- WHAT THE TASK ASKS: Your copy should hold exactly the lines from the one containing "Rebuild this screenshot" to the one containing "number; text: string;", inclusive, with no pictures.

- ENTRIES:
☆ ☆ ☆ ☆ ☆
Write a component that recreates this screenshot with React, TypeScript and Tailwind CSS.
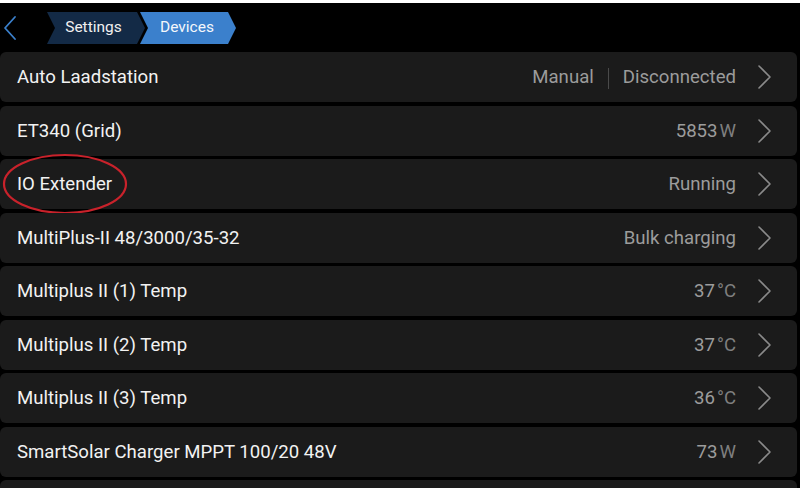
import React from "react";

type Row = {
  name: string;
  value?: string;
  unit?: string;
  mode?: string;
  circled?: boolean;
};

const ROWS: Row[] = [
  { name: "Auto Laadstation", mode: "Manual", value: "Disconnected" },
  { name: "ET340 (Grid)", value: "5853", unit: "W" },
  { name: "IO Extender", value: "Running", circled: true },
  { name: "MultiPlus-II 48/3000/35-32", value: "Bulk charging" },
  { name: "Multiplus II (1) Temp", value: "37", unit: "°C" },
  { name: "Multiplus II (2) Temp", value: "37", unit: "°C" },
  { name: "Multiplus II (3) Temp", value: "36", unit: "°C" },
  { name: "SmartSolar Charger MPPT 100/20 48V", value: "73", unit: "W" },
  { name: "" },
];

const Chevron: React.FC<{ className?: string }> = ({ className }) => (
  <svg width="16" height="26" viewBox="0 0 16 26" className={className} fill="none">
    <path d="M3 2 L14 13 L3 24" stroke="currentColor" strokeWidth="1.6" strokeLinecap="round" strokeLinejoin="round" />
  </svg>
);

const DeviceRow: React.FC<{ row: Row }> = ({ row }) => (
  <div className="relative flex items-center h-[50px] w-[797px] shrink-0 rounded-[6px] bg-[#1b1b1b] pl-[17px] pr-[25px] pt-[2px]">
    <span className="flex-1 text-[18.6px] text-[#f2f2f2]">{row.name}</span>
    {row.mode && (
      <>
        <span className="text-[18.6px] text-[#9c9c9c]">{row.mode}</span>
        <span className="mx-[14px] h-[21px] w-px bg-[#4a4a4a]" />
      </>
    )}
    {row.value && (
      <span className="text-[18.6px] text-[#9c9c9c]">
        {row.value}
        {row.unit && <span className="ml-[2px] text-[#7f7f7f]">{row.unit}</span>}
      </span>
    )}
    {row.name && <Chevron className="ml-[20px] -mt-[2px] text-[#8a8a8a]" />}
    {row.circled && (
      <svg className="absolute left-[2px] top-[-6px]" width="126" height="62" viewBox="0 0 126 62" fill="none">
        <ellipse cx="63" cy="31" rx="61" ry="29" stroke="#c9222b" strokeWidth="2.2" />
      </svg>
    )}
  </div>
);

const App: React.FC = () => {
  return (
    <div className="w-[800px] h-[488px] overflow-hidden bg-black font-['Roboto','Liberation_Sans',sans-serif]">
      <div className="h-[3px] bg-white" />
      {/* Header */}
      <div className="flex items-center h-[46px] pl-[3px] pt-[4px]">
        <svg width="14" height="26" viewBox="0 0 14 26" fill="none" className="text-[#3b80cc]">
          <path d="M12 2 L2 13 L12 24" stroke="currentColor" strokeWidth="1.8" strokeLinecap="round" strokeLinejoin="round" />
        </svg>
        <div className="ml-[30px] flex items-center">
          <div className="flex h-[32px] w-[98px] items-center justify-center pr-[5px] bg-[#132a46] text-[15.5px] text-[#f0f0f0] [clip-path:polygon(0_0,90px_0,98px_50%,90px_100%,0_100%,8px_50%)]">
            Settings
          </div>
          <div className="-ml-[5px] flex h-[32px] w-[96px] items-center justify-center pr-[2px] bg-[#3b80cc] text-[15.5px] text-[#f4f7fb] [clip-path:polygon(0_0,88px_0,96px_50%,88px_100%,0_100%,8px_50%)]">
            Devices
          </div>
        </div>
      </div>
      {/* Rows */}
      <div className="mt-[3px] flex flex-col gap-[3.5px]">
        {ROWS.map((row, i) => (
          <DeviceRow key={i} row={row} />
        ))}
      </div>
    </div>
  );
};

export default App;
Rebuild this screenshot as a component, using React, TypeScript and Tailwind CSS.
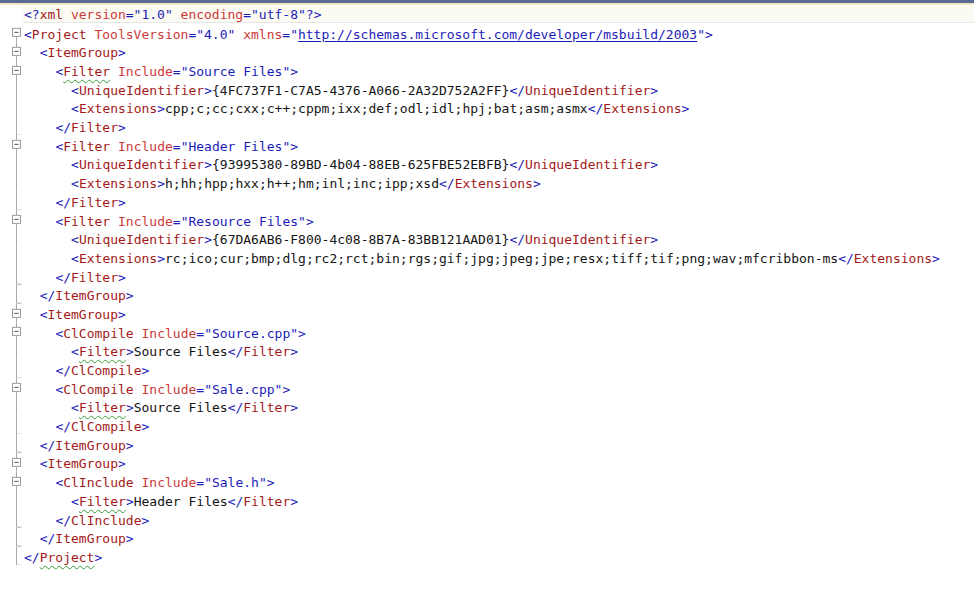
import React from "react";

type M = "none" | "boxTop" | "box" | "line" | "end";
type L = { ind: number; text: string; m: M; sq?: boolean };

const LINES: L[] = [
  { ind: 0, text: '<?xml version="1.0" encoding="utf-8"?>', m: "none" },
  { ind: 0, text: '<Project ToolsVersion="4.0" xmlns="http://schemas.microsoft.com/developer/msbuild/2003">', m: "boxTop" },
  { ind: 1, text: "<ItemGroup>", m: "box" },
  { ind: 2, text: '<Filter Include="Source Files">', m: "box", sq: true },
  { ind: 3, text: "<UniqueIdentifier>{4FC737F1-C7A5-4376-A066-2A32D752A2FF}</UniqueIdentifier>", m: "line" },
  { ind: 3, text: "<Extensions>cpp;c;cc;cxx;c++;cppm;ixx;def;odl;idl;hpj;bat;asm;asmx</Extensions>", m: "line" },
  { ind: 2, text: "</Filter>", m: "end" },
  { ind: 2, text: '<Filter Include="Header Files">', m: "box" },
  { ind: 3, text: "<UniqueIdentifier>{93995380-89BD-4b04-88EB-625FBE52EBFB}</UniqueIdentifier>", m: "line" },
  { ind: 3, text: "<Extensions>h;hh;hpp;hxx;h++;hm;inl;inc;ipp;xsd</Extensions>", m: "line" },
  { ind: 2, text: "</Filter>", m: "end" },
  { ind: 2, text: '<Filter Include="Resource Files">', m: "box" },
  { ind: 3, text: "<UniqueIdentifier>{67DA6AB6-F800-4c08-8B7A-83BB121AAD01}</UniqueIdentifier>", m: "line" },
  { ind: 3, text: "<Extensions>rc;ico;cur;bmp;dlg;rc2;rct;bin;rgs;gif;jpg;jpeg;jpe;resx;tiff;tif;png;wav;mfcribbon-ms</Extensions>", m: "line" },
  { ind: 2, text: "</Filter>", m: "end" },
  { ind: 1, text: "</ItemGroup>", m: "end" },
  { ind: 1, text: "<ItemGroup>", m: "box" },
  { ind: 2, text: '<ClCompile Include="Source.cpp">', m: "box" },
  { ind: 3, text: "<Filter>Source Files</Filter>", m: "line", sq: true },
  { ind: 2, text: "</ClCompile>", m: "end" },
  { ind: 2, text: '<ClCompile Include="Sale.cpp">', m: "box" },
  { ind: 3, text: "<Filter>Source Files</Filter>", m: "line", sq: true },
  { ind: 2, text: "</ClCompile>", m: "end" },
  { ind: 1, text: "</ItemGroup>", m: "end" },
  { ind: 1, text: "<ItemGroup>", m: "box" },
  { ind: 2, text: '<ClInclude Include="Sale.h">', m: "box" },
  { ind: 3, text: "<Filter>Header Files</Filter>", m: "line", sq: true },
  { ind: 2, text: "</ClInclude>", m: "end" },
  { ind: 1, text: "</ItemGroup>", m: "end" },
  { ind: 0, text: "</Project>", m: "end", sq: true },
];

type K = "d" | "n" | "s" | "a" | "v" | "u" | "x";
type Tok = { t: string; k: K };

function tokenize(line: string, squiggle: boolean): Tok[] {
  const out: Tok[] = [];
  let i = 0;
  let inTag = false;
  let expectName = false;
  let sqDone = false;
  while (i < line.length) {
    if (!inTag) {
      if (line[i] === "<") {
        const m = line.startsWith("</", i) ? "</" : line.startsWith("<?", i) ? "<?" : "<";
        out.push({ t: m, k: "d" });
        i += m.length;
        inTag = true;
        expectName = true;
        continue;
      }
      let j = line.indexOf("<", i);
      if (j < 0) j = line.length;
      out.push({ t: line.slice(i, j), k: "x" });
      i = j;
      continue;
    }
    const rest = line.slice(i);
    if (expectName) {
      const mm = rest.match(/^[\w:.\-]+/);
      const name = mm ? mm[0] : "";
      out.push({ t: name, k: squiggle && !sqDone ? "s" : "n" });
      sqDone = true;
      expectName = false;
      i += name.length;
      continue;
    }
    const c = line[i];
    if (c === " ") {
      out.push({ t: " ", k: "x" });
      i++;
      continue;
    }
    if (rest.startsWith("?>") || rest.startsWith("/>")) {
      out.push({ t: rest.slice(0, 2), k: "d" });
      i += 2;
      inTag = false;
      continue;
    }
    if (c === ">") {
      out.push({ t: ">", k: "d" });
      i++;
      inTag = false;
      continue;
    }
    if (c === "=") {
      out.push({ t: "=", k: "d" });
      i++;
      continue;
    }
    if (c === '"') {
      const j = line.indexOf('"', i + 1);
      const val = line.slice(i + 1, j);
      out.push({ t: '"', k: "v" });
      out.push({ t: val, k: val.startsWith("http") ? "u" : "v" });
      out.push({ t: '"', k: "v" });
      i = j + 1;
      continue;
    }
    const am = rest.match(/^[\w:.\-]+/);
    const an = am ? am[0] : c;
    out.push({ t: an, k: "a" });
    i += an.length;
  }
  return out;
}

const CLS: Record<K, string> = {
  d: "text-[#1c1cb8]",
  n: "text-[#a31a1a]",
  s: "text-[#a31a1a] underline decoration-wavy decoration-[#3a9a3a] decoration-[1px] underline-offset-[3px]",
  a: "text-[#cc3a3a]",
  v: "text-[#1c1cb8]",
  u: "text-[#1c1cb8] underline decoration-[#1c1cb8] underline-offset-[2px]",
  x: "text-[#141414]",
};

const H = 18.7;

function Margin({ m }: { m: M }) {
  const cx = 16.5;
  const cy = H / 2;
  const stroke = "#a8a8a8";
  return (
    <svg width="23" height={H} viewBox={`0 0 23 ${H}`} className="block shrink-0">
      {(m === "box" || m === "boxTop") && (
        <>
          {m === "box" && <line x1={cx} y1={0} x2={cx} y2={cy - 4} stroke={stroke} strokeWidth="1" />}
          <line x1={cx} y1={cy + 4} x2={cx} y2={H} stroke={stroke} strokeWidth="1" />
          <rect x={cx - 4} y={cy - 4} width="8" height="8" fill="#ffffff" stroke="#9a9a9a" strokeWidth="1" />
          <line x1={cx - 2.2} y1={cy} x2={cx + 2.2} y2={cy} stroke="#555555" strokeWidth="1" />
        </>
      )}
      {m === "line" && <line x1={cx} y1={0} x2={cx} y2={H} stroke={stroke} strokeWidth="1" />}
      {m === "end" && (
        <>
          <line x1={cx} y1={0} x2={cx} y2={H - 0.5} stroke={stroke} strokeWidth="1" />
          <line x1={cx} y1={H - 0.5} x2={cx + 5} y2={H - 0.5} stroke={stroke} strokeWidth="1" />
        </>
      )}
    </svg>
  );
}

const PAD = ["pl-[1px]", "pl-[16.7px]", "pl-[32.4px]", "pl-[48.1px]"];

export default function App() {
  return (
    <div
      className="w-[974px] h-[604px] overflow-hidden bg-white"
      style={{ fontFamily: '"DejaVu Sans Mono", "Liberation Mono", monospace' }}
    >
      <div className="h-[3px] bg-[#5b6a92]" />
      <div className="h-[1.65px] bg-[#f3e6c6]" />
      <div className="flex flex-col">
        {LINES.map((l, idx) => (
          <div key={idx} className="flex h-[18.7px]">
            <Margin m={l.m} />
            <div
              className={
                idx === 0
                  ? "flex-1 h-full flex items-center pt-[3px] bg-[#fcfbf3] border-b border-[#e6e6e6] " + PAD[l.ind]
                  : "flex-1 h-full flex items-center pt-[3px] " + PAD[l.ind]
              }
            >
              <span className="whitespace-pre text-[13px] leading-[15px]">
                {tokenize(l.text, !!l.sq).map((t, i) => (
                  <span key={i} className={CLS[t.k]}>
                    {t.t}
                  </span>
                ))}
              </span>
            </div>
          </div>
        ))}
      </div>
    </div>
  );
}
☆ ☆ ☆ ☆ ☆
- RESULT OF THE EXERCISE:
Rebuild this screenshot as a component, using React, TypeScript and Tailwind CSS.
import React from "react";

type M = "none" | "boxTop" | "box" | "line" | "end";
type L = { ind: number; text: string; m: M; sq?: boolean };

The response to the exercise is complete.